If the table’s content consists of nothing but the body, then using this tag is redundant. This is actually very common. On the other hand, if you use either the <thead> or <tfoot> tags, then you should use the <tbody> tag as well.

<tr>
Table row. This tag defines one row in the table, containing columns. The row may represent an entry in the table, or it may be a row of column headers. If it is an entry in the table, use <td> tags; if it is a row of column headers, use the <th> tag. A <tr> tag may not have any other child elements. You can mix <th> and <tr> tags in the same row (to create marginal distribution tables, for example).

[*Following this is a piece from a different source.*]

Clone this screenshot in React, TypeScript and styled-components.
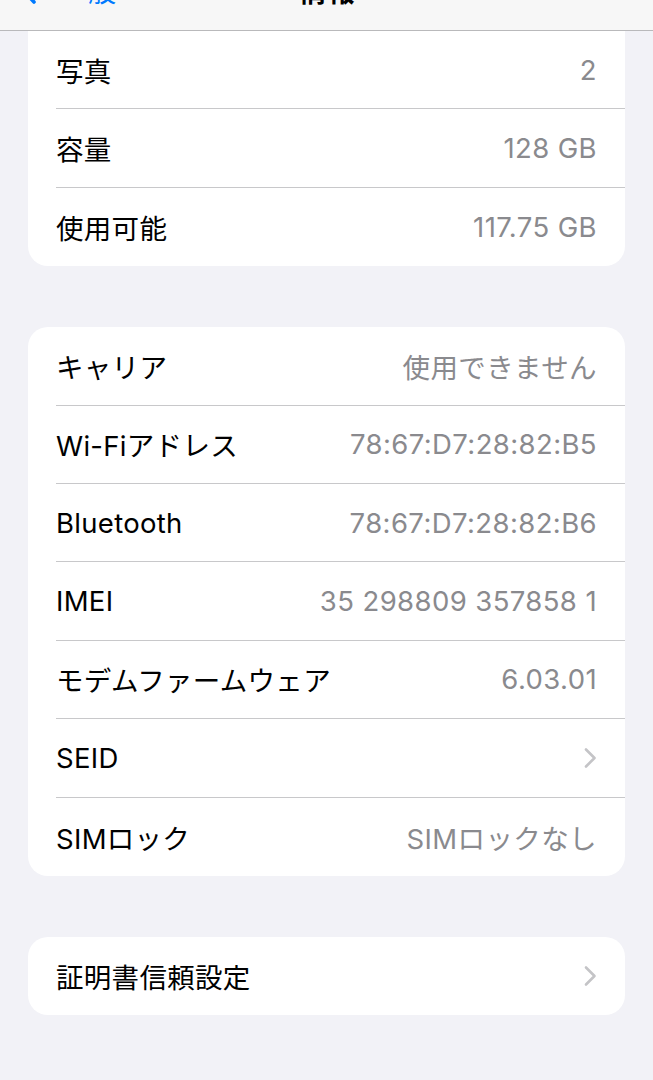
import styled, { createGlobalStyle } from "styled-components";

const GlobalStyle = createGlobalStyle`
  html, body {
    margin: 0;
    padding: 0;
    background: #f2f2f7;
  }
  body {
    font-family: Inter, "Noto Sans CJK JP", sans-serif;
    -webkit-font-smoothing: antialiased;
  }
`;

type Row = { label: string; value?: string; link?: boolean };

const storage: Row[] = [
  { label: "写真", value: "2" },
  { label: "容量", value: "128 GB" },
  { label: "使用可能", value: "117.75 GB" },
];

const network: Row[] = [
  { label: "キャリア", value: "使用できません" },
  { label: "Wi-Fiアドレス", value: "78:67:D7:28:82:B5" },
  { label: "Bluetooth", value: "78:67:D7:28:82:B6" },
  { label: "IMEI", value: "35 298809 357858 1" },
  { label: "モデムファームウェア", value: "6.03.01" },
  { label: "SEID", link: true },
  { label: "SIMロック", value: "SIMロックなし" },
];

const certs: Row[] = [{ label: "証明書信頼設定", link: true }];

function Chevron() {
  return (
    <svg width="14" height="22" viewBox="0 0 14 22" fill="none">
      <path
        d="M3 2.5 L11.5 11 L3 19.5"
        stroke="#c4c4c7"
        strokeWidth="2.6"
        strokeLinecap="round"
        strokeLinejoin="round"
      />
    </svg>
  );
}

function Group({ rows, clipped }: { rows: Row[]; clipped?: boolean }) {
  return (
    <Card $clipped={clipped}>
      {rows.map((r) => (
        <Item key={r.label}>
          <Label>{r.label}</Label>
          {r.value && <Value>{r.value}</Value>}
          {r.link && <Chevron />}
        </Item>
      ))}
    </Card>
  );
}

export default function App() {
  return (
    <>
      <GlobalStyle />
      <Page>
        <NavBar>
          <NavInner>
            <Back>
              <svg width="18" height="30" viewBox="0 0 18 30" fill="none">
                <path
                  d="M14 3 L3 15 L14 27"
                  stroke="#007aff"
                  strokeWidth="3.6"
                  strokeLinecap="round"
                  strokeLinejoin="round"
                />
              </svg>
              <BackText>一般</BackText>
            </Back>
            <Title>情報</Title>
          </NavInner>
        </NavBar>
        <Content>
          <Group rows={storage} clipped />
          <Group rows={network} />
          <Group rows={certs} />
        </Content>
      </Page>
    </>
  );
}

const Page = styled.div`
  width: 653px;
  min-height: 1080px;
  background: #f2f2f7;
`;

const NavBar = styled.div`
  height: 30px;
  background: #f7f7f7;
  border-bottom: 1px solid #b9b9bb;
  overflow: hidden;
  position: relative;
`;

const NavInner = styled.div`
  height: 50px;
  margin-top: -35px;
  display: flex;
  align-items: center;
  justify-content: center;
  position: relative;
`;

const Back = styled.div`
  position: absolute;
  left: 20px;
  top: 0;
  height: 50px;
  display: flex;
  align-items: center;
  gap: 22px;
`;

const BackText = styled.span`
  color: #007aff;
  font-size: 28px;
`;

const Title = styled.span`
  font-size: 28px;
  font-weight: 700;
  color: #000;
`;

const Content = styled.div`
  padding: 0 28px 66px;
  display: flex;
  flex-direction: column;
  gap: 61px;
`;

const Card = styled.div<{ $clipped?: boolean }>`
  background: #fff;
  border-radius: ${(p) => (p.$clipped ? "0 0 20px 20px" : "20px")};
`;

const Item = styled.div`
  height: 78.4px;
  margin-left: 28px;
  padding-right: 28px;
  display: flex;
  align-items: center;
  justify-content: space-between;
  box-sizing: border-box;
  border-bottom: 1px solid #c8c8ca;

  &:last-child {
    border-bottom: none;
  }
`;

const Label = styled.span`
  font-size: 27.5px;
  letter-spacing: 0.3px;
  color: #000;
  white-space: nowrap;
`;

const Value = styled.span`
  font-size: 27.5px;
  letter-spacing: 0.4px;
  color: #8a8a8e;
  white-space: nowrap;
`;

A <tr> tag can be the child of any table section element, if they are present (<thead>, <tfoot>, or <tbody>). If none of these elements are present, it can be a child of the <table> element itself, and this is actually pretty common. However, all <tr> tags must go after the <caption> and <colgroup> elements, if those are present.

<th>
Table header cell. This tag defines a cell in the table that contains a header (and not content). The tag is usually used to display the type of data for a column, at the top of the column list. It must be a child of a <tr> element. You can put a row of headers in any or all sections of the table, as appropriate.

Attributes:

abbr (uncommon)
An abbreviation, or shortened version, of the header text. It does not affect the table’s visual appearance, but it may be used by screen readers.
colspan
The number of columns that this header cell should span. This attribute is usually used to create “two-tier” headers – two rows of headers, where the top row is general (like “Name”), and the lower row is more specific (like “First Name” and “Last Name”).
rowspan
The number of rows that this header cell should span. This can be used to create “two-tier” headers, as with colspan, except the “tiers” would be columns, and the headers would be row headers. Using “two-tier” row headers is less common (since the header text usually needs to be rotated), but it is still done.
scope (uncommon)
This defines the scope of the header cell – that is, whether it is a row or column header. The value may be one of col (the default), colgroup, row, or rowgroup. It does not affect appearance, and is chiefly used by screen readers.
sorted (uncommon, HTML5 only)
This attribute specifies how the column is to be sorted when its header is clicked on. If specified, the value is usually reversed. Table sorting is not supported in any browser, so you will need to use JavaScript.
headers (uncommon, HTML5 only)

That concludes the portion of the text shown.